Auch von außen hätten man gerne Holz als Verkleidung verwendet, aber es fanden sich keine Holzwerkstoffe, die für diese Höhe zugelassen sind. So kamen schließlich Faserzementplatten zum Einsatz, die in abgestuften Beige- und Brauntönen ein Muster erzeugen, das an eine Rindenstruktur erinnert, die nach oben immer heller wird. Warum die Fensteröffnungen minimal variieren, bleibt rätselhaft. An mehreren Stellen wird die Fassade schließlich durch Verglasungen aufgebrochen, hinter denen das Tragsystem zum Vorschein kommt, eine etwas lepröse Ästhetik. Ähnlich überraschend sind auf den ersten Blick Vordächer mit unterschiedlichen Tiefen, ausgeführt in massiver Stahlkonstruktion, die dem Baukörper auf Höhe des ersten Stockwerks an mehreren Seiten vorgesetzt sind. Diese Elemente halten die Fallwinde ab, die sich bei Sturm an der glatten Fassade bilden und Passanten gefährden könnten. Dass es diese Windbrecher braucht, liegt nicht zuletzt am städtebaulichen Konzept der Kombination von Hochhäusern mit kleinmaßstäblichen Stadträumen.

Ob das Hochhaus aus Holz wirklich Zukunft hat? Holz sollte dort eingesetzt werden, wo es seine ästhetischen und ökologischen Stärken am besten ausspielen kann, aus der Perspektive des Klimaschutzes also dort, wo es jene Materialien ersetzt, die mit dem höchsten CO2-Ausstoß verbunden sind.
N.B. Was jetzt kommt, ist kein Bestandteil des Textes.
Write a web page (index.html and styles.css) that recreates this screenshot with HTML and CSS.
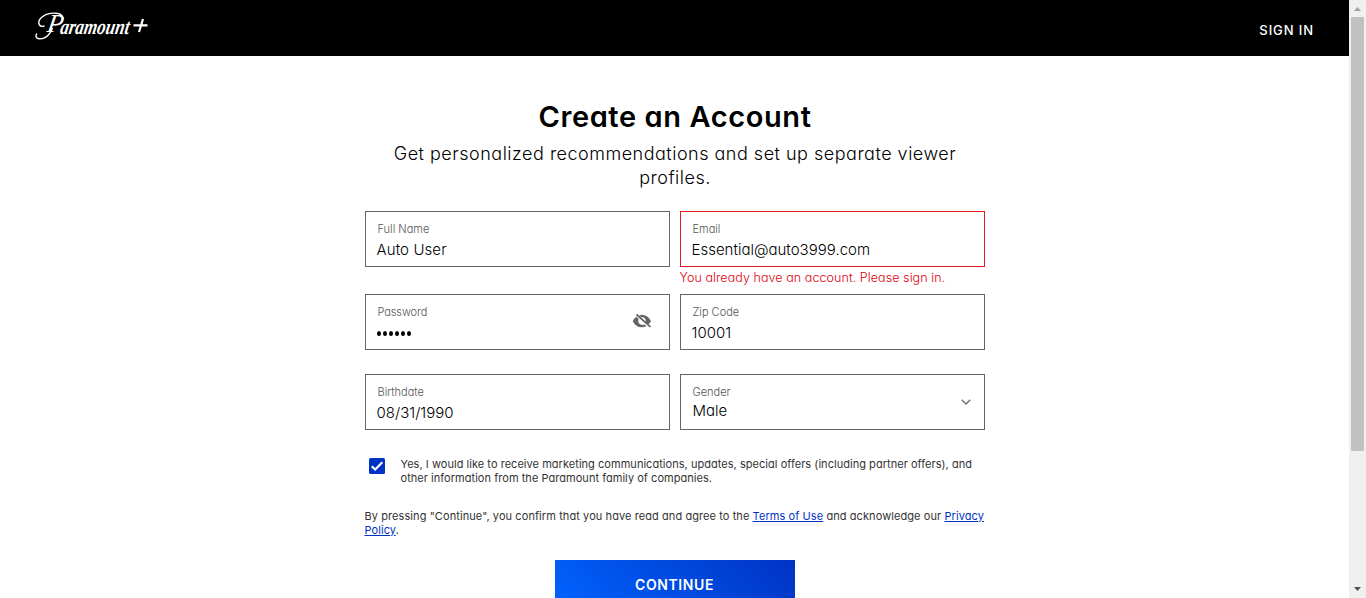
FILE: index.html
```html
<!DOCTYPE html>
<html lang="en">
<head>
<meta charset="utf-8">
<title>Create an Account</title>
<link rel="stylesheet" href="styles.css">
</head>
<body>
<div class="page">
  <header class="header">
    <svg class="logo" width="114" height="28" viewBox="0 0 114 28" role="img" aria-label="Paramount+">
      <g class="swash">
        <path d="M9.500 14C3 16 2 9 7 5C12 1 19 .6 23 1.500C31 3 29 13.500 18 12.800"/>
        <path d="M17.500 16C14 25 8 28 3 26.500C.5 26 .5 23 2 21.500"/>
      </g>
      <text class="logo-word" transform="translate(0 22) skewX(-10)"><tspan class="logo-cap" x="11" y="-2">P</tspan><tspan x="24.500" y="0" textLength="69" lengthAdjust="spacingAndGlyphs">aramount</tspan></text>
      <path class="plus" d="M98.500 13.300H112.500M108 7L104 20"/>
    </svg>
    <a class="sign-in">SIGN IN</a>
  </header>
  <main class="content">
    <h1 class="title">Create an Account</h1>
    <p class="subtitle">Get personalized recommendations and set up separate viewer<br>profiles.</p>
    <form class="form">
      <div class="field"><span class="label">Full Name</span><span class="value wide">Auto User</span></div>
      <div class="field invalid"><span class="label">Email</span><span class="value">Essential@auto3999.com</span></div>
      <p class="error">You already have an account. Please sign in.</p>
      <div class="field"><span class="label tight">Password</span><span class="value dots"><i></i><i></i><i></i><i></i><i></i><i></i></span>
        <svg class="eye" width="20" height="16" viewBox="0 0 20 16"><path fill="#646464" d="M5 .8L19 13.300L17.900 14.500L3.900 2.200ZM7.200 2.200Q14.500.4 19 8.200Q18 10.200 16 11.600L13.600 9.500Q14.600 5.500 10.800 4.300L9.400 4.300ZM4.300 3.700L6.700 5.900Q5 10.500 10 12L12.500 11.400L14.500 13.200Q5.500 17 .7 8.300Q1.900 5.400 4.300 3.700Z"/></svg>
      </div>
      <div class="field"><span class="label">Zip Code</span><span class="value">10001</span></div>
      <div class="field last"><span class="label">Birthdate</span><span class="value">08/31/1990</span></div>
      <div class="field last"><span class="label">Gender</span><span class="value gender">Male</span>
        <svg class="chevron" width="10" height="6" viewBox="0 0 10 6"><path d="M.7.700L5 5L9.300.700" fill="none" stroke="#707070" stroke-width="1.400"/></svg>
      </div>
    </form>
    <div class="consent">
      <svg class="check" width="16" height="16" viewBox="0 0 16 16"><rect width="16" height="16" rx="1.500" fill="#0033c4"/><path d="M2.700 8.200L6.200 11.500L13.300 4.300" fill="none" stroke="#fff" stroke-width="2.100"/></svg>
      <p class="small">Yes, I would like to receive marketing communications, updates, special offers (including partner offers), and<br>other information from the Paramount family of companies.</p>
    </div>
    <p class="small legal">By pressing "Continue", you confirm that you have read and agree to the <a>Terms of Use</a> and acknowledge our <a>Privacy</a><br><a>Policy</a>.</p>
    <button class="continue">CONTINUE</button>
  </main>
</div>
<div class="scrollbar">
  <svg class="arrow" width="7" height="4" viewBox="0 0 7 4"><path d="M0 4L3.500 0L7 4Z" fill="#a3a3a3"/></svg>
  <div class="thumb"></div>
  <svg class="arrow down" width="7" height="4" viewBox="0 0 7 4"><path d="M0 0H7L3.500 4Z" fill="#505050"/></svg>
</div>
</body>
</html>
```
FILE: styles.css
```css
* { box-sizing: border-box; }
body {
  margin: 0;
  height: 598px;
  overflow: hidden;
  display: flex;
  background: #fff;
  color: #000;
  font-family: Inter, "Liberation Sans", sans-serif;
  font-feature-settings: "cv11" 1;
}
h1, p { margin: 0; }
.page { flex: 1; height: 598px; overflow: hidden; }
.header {
  height: 56px;
  padding: 12px 35px 0;
  display: flex;
  justify-content: space-between;
  background: #000;
  color: #fff;
}
.logo { overflow: visible; }
.logo-word { font-family: "Liberation Serif", serif; font-style: italic; fill: #fff; font-size: 22px; font-weight: 700; }
.logo-cap { font-size: 26px; font-weight: 400; }
.swash path { fill: none; stroke: #fff; stroke-width: 1.4; }
.plus { fill: none; stroke: #fff; stroke-width: 2.2; }
.sign-in { font-size: 13px; line-height: 16px; font-weight: 500; letter-spacing: 0.9px; padding-top: 10px; white-space: nowrap; }
.content { width: 620px; margin: 0 auto; padding-top: 43px; }
.title { font-size: 29px; line-height: 36px; font-weight: 600; letter-spacing: 0.6px; padding-left: 1px; text-align: center; white-space: nowrap; }
.subtitle { font-size: 18px; line-height: 24px; font-weight: 300; letter-spacing: 0.5px; text-align: center; padding: 7px 0 0 1px; white-space: nowrap; }
.form {
  display: grid;
  grid-template-columns: 305px 305px;
  grid-template-rows: 56px 27px 56px 24px 56px;
  column-gap: 10px;
  margin-top: 21px;
}
.field {
  position: relative;
  height: 56px;
  border: 1px solid #646464;
  padding: 10px 0 0 12px;
  display: flex;
  flex-direction: column;
}
.field.last { grid-row: 5; }
.invalid { border-color: #e31b1f; }
.label { font-size: 11px; line-height: 14px; color: #555; font-weight: 300; white-space: nowrap; }
.label.tight { letter-spacing: -0.1px; }
.value { font-size: 15px; line-height: 20px; margin: 4px 0 0 -1px; font-weight: 300; color: #000; white-space: nowrap; }
.value.wide { letter-spacing: 0.1px; }
.value.gender { margin: 2px 0 0; }
.error { grid-column: 2; font-size: 12.5px; line-height: 16px; padding-top: 3px; color: #e0000f; font-weight: 300; letter-spacing: 0.07px; white-space: nowrap; }
.dots { display: flex; gap: 2px; padding: 8px 0 0; }
.dots i { width: 4px; height: 5px; border-radius: 50%; background: #000; }
.eye { position: absolute; right: 17px; top: 18px; }
.chevron { position: absolute; right: 13px; top: 24px; }
.consent { display: flex; gap: 16px; padding: 28px 0 0 4px; }
.check { flex: none; }
.small { font-size: 11px; line-height: 14px; color: #333; font-weight: 400; letter-spacing: 0.038px; white-space: nowrap; }
.consent .small { margin-top: -1px; }
.legal { padding-top: 24px; letter-spacing: 0.08px; }
.small a { color: #0033c4; text-decoration: underline; }
.continue {
  display: block;
  width: 240px;
  height: 50px;
  margin: 23px auto 0;
  border: 0;
  padding: 0;
  background: linear-gradient(45deg, #0064ff 0%, #0033c4 100%);
  color: #fff;
  font: 600 14px/20px Inter, sans-serif;
  letter-spacing: 0.6px;
}
.scrollbar {
  width: 17px;
  height: 598px;
  background: #f0f0f0;
  display: flex;
  flex-direction: column;
  align-items: center;
  padding-top: 7px;
}
.thumb { width: 13px; height: 434px; margin-top: 6px; background: #c1c1c1; }
.arrow { flex: none; }
.down { margin: auto 0 7px; }
```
Schlanke Stahlstützen in Hochhäusern durch massive Holzkonstruktionen zu ersetzen, die in Verbundbauweise errichtet sind und sich nicht rezyklieren lassen, zählt nicht dazu. Das spricht nicht gegen eine weitere Erhöhung des Holzanteils im Bauwesen. Das Bauen mit nachwachsenden Rohstoffen kauft uns vor allem Zeit: In einem Kubikmeter Holz, das in Bauholz verwandelt wird, steckt eine Tonne CO2, die erst in 80 oder 100 Jahren entsorgt, also verbrannt werden oder verrotten muss, während in derselben Zeit im Wald Ersatz nachwachsen kann, der CO2 speichert. Wie groß der Einfluss der Klimaveränderung auf dieses Gleichgewicht sein wird, ist noch unklar. Eine neue Bauweise allein wird nicht viel nützen. Klar ist, was Bernard Rudofsky schon vor 50 Jahren sagte: Eine neue Lebensweise tut not.